Riding the Rails

The Illinois Central City of New Orleans makes a station stop in Hammond, Louisiana (vintage postcard)

If there is anything I like more than airplanes, it's trains. I rode my first train, the Illinois Central's City of New Orleans, when I was a child of elementary school age. We were traveling to visit my grandparents. The train comprised an Electromotive Division (EMD) E-8 locomotive, Pullman coaches, dining car, sleeping cars, and lounge car.


I remember more about those trips than I thought I did when I first started writing this. I remember Daddy explained the signals and how you could tell when the train was coming. He placed a penny on the tracks so we could see if the train would flatten it. I remember the wooden Railway Express Agency wagons with that iron wheels and how they were so heavy that I couldn't even begin to budge them. And, then, we boarded the train.


I remember the large windows and the scratchy seats (murder on young legs).
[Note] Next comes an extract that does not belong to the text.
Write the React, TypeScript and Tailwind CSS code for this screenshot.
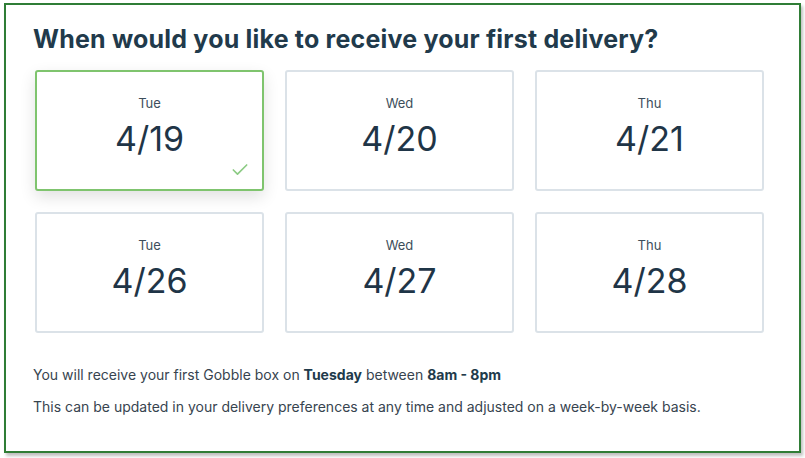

I remember the low rumble of the engine as it started up and how long it took to build up speed. The restroom was quaint with a dressing area and a private water closet. The conical paper cups dropped down from a dispenser as we fetched water from the ice water dispenser. Oh! And I remember the colorful posters that advertised exciting places to travel. We weren't allowed to tour the train. That came later. 


When I was in high school, my cousin, a good friend, and I traveled to my cousin's home to visit before we continued on to my grandparents' home. Then, we walked all the way back to the lounge car. It featured the rounded rear that prompts VIA Rail Canada to call them bullet cars. There, we found a bar, where we ordered Cokes and admired the boys. My cousin especially liked the boy with the baby-blue eyes. 

And, so, this section will relate details of various train trips I have taken. I've ridden on old heavyweight cars, lightweight Streamliner cars, and modern Amfleet, Viewliner, and Superliner cars. Of them all, the Streamliners are my favorites.